Sharon Van Etten’s favourite albums

Sometimes, we need music to dance to, music for escapism, music for distraction. At other times, we need music to make us feel seen, music to feel, music to coach and comfort us through the world and everything it throws at us. If you’re looking for the latter, Sharon Van Etten is your best bet.

Before Phoebe Bridgers began making musical melancholy, before the birth of Boygenius, before Julia Jacklin became a big sister to 20-somethings everywhere, there was Van Etten. Since the late 2000s, she has been penning gorgeous guitar soundscapes with lyrics steeped in vulnerability, a sonic comfort to all who listen. 

Van Etten’s work has come to mean so much to so many. For those looking to get to know the songwriter a little better, she once named the songs that mean the most to her during a conversation with Vinyl Junkies. Perhaps expectedly, she includes some real indie icons on her list, but her picks aren’t predictable.

Rather than naming a Velvet Underground record, as most artists within the alternative sphere might, Van Etten named a solo album by John Cale. Her pick was his 1974 record Fear, which she said reminded her that “even when you play with another band… you have many different faces.”

The record certainly serves as a reminder of that, proving Cale’s capabilities outside of Lou Reed’s accompaniment. It’s a great pick from Van Etten, showing that she appreciates the classics but also looks beyond them, appreciating Cale’s work beyond the pioneering art-rock of the Velvets.

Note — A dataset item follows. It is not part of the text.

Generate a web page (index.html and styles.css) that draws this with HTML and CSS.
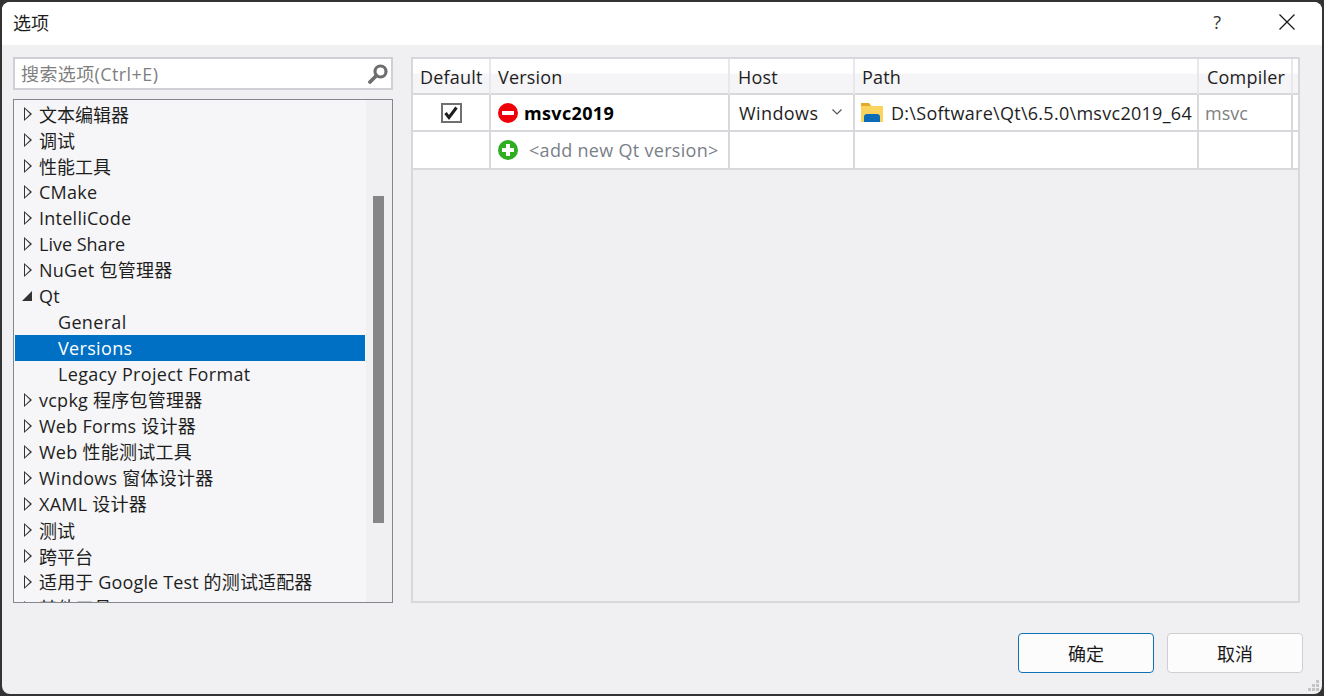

Van Etten also shared her love for another alternative icon from across the pond, Nick Cave. She picked out No More Shall We Part as one of the albums she holds dearest, noting how it allowed her to fall in love with Cave. “I was always overwhelmed by the dark, punk noise,” she explained, “and then I heard the heartbroken lover. And I totally understood.”

Further proving her penchant for softer forms of rock, and for picks ever so slightly out of the ordinary, Van Etten’s final pick was Fleetwood Mac’s Tusk. The 1979 record was far less successful than their previous offering, Rumours, and has never quite amassed the same mammoth reputation as its predecessor. Still, it made Van Etten’s “heart burst” with its melodies and harmonies.

Like most of her peers, Van Etten is indebted to her indie rock predecessors, to the stylings of Cave and Cale and the soft rock of Fleetwood Mac. It’s easy to see how each artist has influenced her own indie rock stylings, with equally heart-bursting melodies and heartbroken tales.